E nem mesmo a estranha saída de Emerson Leão, logo após o Paulistão, deixou essa impressão menos intensa. Se perdeu a fantasia e o encanto do polêmico, ganhou o pragmatismo de Paulo Autuori. Perdeu, também, um dos grandes homens-gol da história do futebol brasileiro: Luizão. Mas ganhou uma dupla de ataque pra lá de espetacular e carismática: Amoroso e Aloísio Chulapa.

A Libertadores de 2005 veio de maneira razoavelmente tranquila, convenhamos. Com exceção do nervosismo contra o River Plate (algo natural, convenhamos), em que o São Paulo venceu os dois jogos, por sinal, a grande dificuldade daquela campanha foi saber se o SPFC viajaria para Porto Alegre ou para Curitiba no primeiro jogo da final contra o Atlético-PR – ou, hoje, nesse nome horroroso com “h”: Athletico-PR.
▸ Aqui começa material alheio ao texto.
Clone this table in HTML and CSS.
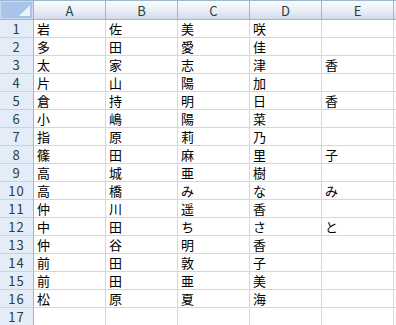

Aqueles pouco menos de seis meses do título da Libertadores até o Mundial de Clubes teve um SPFC vagaroso. Deu pra ganhar do Corinthians, ver a vitória sumir no tribunal (curioso, bem dessa vez o roubo foi pra Justiça…) e, por fim, deixar escancarado o quanto o futebol brasileiro é zoneado na Máfia do Apito e naquele pênalti no Tinga que virou expulsão do Tinga.

Seriedade mesmo, só no Japão.

O pior é que o primeiro jogo foi complicado. Aquele Al-Ittihad, que absolutamente ninguém conhecia, complicou no primeiro tempo. Pior: mesmo com o 3×2, o Liverpool, depois dos inapeláveis 4×0 contra o Saprissa, não deixava crer que daria pro trimundial vir.

Veio.

A história do jogo todo mundo se lembra. Aloísio pra Mineiro, a invasão de campo, a defesa de Rogério Ceni, os três gols anulados. E bem anulados. E é sobre o último que versa essa crônica.
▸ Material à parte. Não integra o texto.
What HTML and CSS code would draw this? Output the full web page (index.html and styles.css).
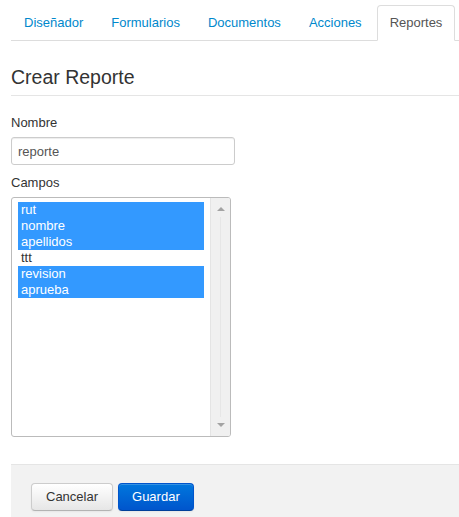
FILE: index.html
```html
<!DOCTYPE html>
<html lang="es">
<head>
<meta charset="utf-8">
<link rel="stylesheet" href="styles.css">
</head>
<body>
<div class="page">
  <ul class="tabs">
    <li class="tab"><a href="#">Diseñador</a></li>
    <li class="tab"><a href="#">Formularios</a></li>
    <li class="tab"><a href="#">Documentos</a></li>
    <li class="tab"><a href="#">Acciones</a></li>
    <li class="tab active"><a href="#">Reportes</a></li>
  </ul>
  <form class="form">
    <div class="legend">Crear Reporte</div>
    <label class="label">Nombre</label>
    <input class="input" type="text" value="reporte">
    <label class="label">Campos</label>
    <div class="listbox">
      <div class="options">
        <div class="option selected">rut</div>
        <div class="option selected">nombre</div>
        <div class="option selected">apellidos</div>
        <div class="option">ttt</div>
        <div class="option selected">revision</div>
        <div class="option selected">aprueba</div>
      </div>
      <div class="scrollbar">
        <span class="arrow up"></span>
        <span class="track"></span>
        <span class="arrow down"></span>
      </div>
    </div>
    <div class="actions">
      <button type="button" class="btn">Cancelar</button>
      <button type="button" class="btn primary">Guardar</button>
    </div>
  </form>
</div>
</body>
</html>
```

FILE: styles.css
```css
* { box-sizing: border-box; }
html, body { margin: 0; padding: 0; background: #fff; }
body {
  font-family: "Liberation Sans", Arial, Helvetica, sans-serif;
  font-size: 13px;
  line-height: 18px;
  color: #333;
  overflow: hidden;
}
.page {
  padding: 5px 0 0 11px;
}
.tabs {
  list-style: none;
  margin: 0 0 18px;
  padding: 0;
  display: flex;
  border-bottom: 1px solid #ddd;
}
.tab {
  margin-bottom: -1px;
}
.tab a {
  display: block;
  padding: 8px 12px;
  margin-right: 2px;
  line-height: 18px;
  border: 1px solid transparent;
  border-radius: 4px 4px 0 0;
  color: #0088cc;
  text-decoration: none;
}
.tab.active a {
  color: #555;
  background: #fff;
  border-color: #ddd #ddd transparent;
}
.form {
  margin: 0;
}
.legend {
  font-size: 19.5px;
  line-height: 36px;
  color: #333;
  border-bottom: 1px solid #e5e5e5;
  margin-bottom: 18px;
}
.label {
  display: block;
  margin-bottom: 5px;
  line-height: 18px;
}
.input {
  display: block;
  width: 224px;
  height: 28px;
  padding: 4px 6px;
  margin: 0 0 9px;
  font-family: inherit;
  font-size: 13px;
  line-height: 18px;
  color: #555;
  border: 1px solid #ccc;
  border-radius: 3px;
  box-shadow: inset 0 1px 1px rgba(0,0,0,0.075);
}
.listbox {
  display: flex;
  width: 220px;
  height: 240px;
  border: 1px solid #bbb;
  border-radius: 3px;
  margin-bottom: 27px;
  background: #fff;
  overflow: hidden;
}
.options {
  flex: 1;
  padding: 4px 6px;
}
.option {
  height: 16px;
  line-height: 16px;
  padding: 0 3px;
  color: #333;
}
.option.selected {
  background: #3399ff;
  color: #fff;
}
.scrollbar {
  width: 20px;
  display: flex;
  flex-direction: column;
  align-items: center;
  background: #f0f0f0;
  border-left: 1px solid #e4e4e4;
  padding: 9px 0 9px;
}
.track {
  flex: 1;
  width: 1px;
  margin: 6px 0;
  background: #e6e6e6;
}
.arrow {
  width: 0;
  height: 0;
  border-left: 4px solid transparent;
  border-right: 4px solid transparent;
}
.arrow.up { border-bottom: 4px solid #a3a3a3; }
.arrow.down { border-top: 4px solid #a3a3a3; }
.actions {
  margin-top: 27px;
  padding: 18px 20px 20px;
  background: #f2f2f2;
  border-top: 1px solid #e5e5e5;
  display: flex;
  gap: 5px;
}
.btn {
  height: 28px;
  padding: 4px 14px;
  font-family: inherit;
  font-size: 13px;
  line-height: 18px;
  color: #333;
  border: 1px solid #ccc;
  border-bottom-color: #b3b3b3;
  border-radius: 4px;
  background: linear-gradient(to bottom, #ffffff, #e6e6e6);
  box-shadow: inset 0 1px 0 rgba(255,255,255,0.2), 0 1px 2px rgba(0,0,0,0.05);
}
.btn.primary {
  padding: 4px 13px;
  color: #fff;
  border-color: #0055cc #0055cc #003f99;
  background: linear-gradient(to bottom, #0077dd, #0055cc);
}
```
Ao contrário do que acontece na semifinal, o SPFC toma um baile no segundo tempo. Quase aos 43 minutos do segundo tempo, Sinama Pongolle, um jogador de pouco destaque nascido nas Ilhas Reunião (desafio: fale o que você fala das Ilhas Reunião sem pesquisar no Google), marcou o gol de empate. Abaixo você vê o momento:

Perceba que, assim que o atleta marca o gol, Galvão Bueno fica calado por alguns instantes. Enquanto isso, todo mundo comemora. Sinama Pongolle sorri e abre os braços.

Imagine eu, com 13 anos de idade, vendo o sonho de ganhar o mundo ruir. Segundos depois, tudo muda. Foi mais um gol anulado – e bem anulado, diga-se. E quase que o mundo de toda a minha família também é mudado.

Assim que eu vejo que o gol foi anulado, eu dou um berro que eu não sei de onde veio. Na mesma hora, jogo uma corneta, que estava na minha mão (muito mais pra curar o nervosismo que pra ser soada) contra o chão. Minha irmã do meio, na época com seis anos de idade, é atingida de raspão no olho.

Eu fico em choque. Meu pai dá um berro que eu jamais vou esquecer. Choro – que durou pouco, é verdade.

Minutos depois, a confirmação do título. Óbvio que todos os envolvidos no parágrafo acima comemoraram. Mas, da minha parte, eu ainda estava claramente amoado. Ao ver aquilo, também meu pai clareou a minha mente. Ele virou pra mim e falou: “Seu time é tricampeão do mundo! Comemora!”

Aquela frase fez com que tudo voltasse ao normal. E a corneta tornou-se apenas um pequeno detalhe naquela manhã de 18 de dezembro.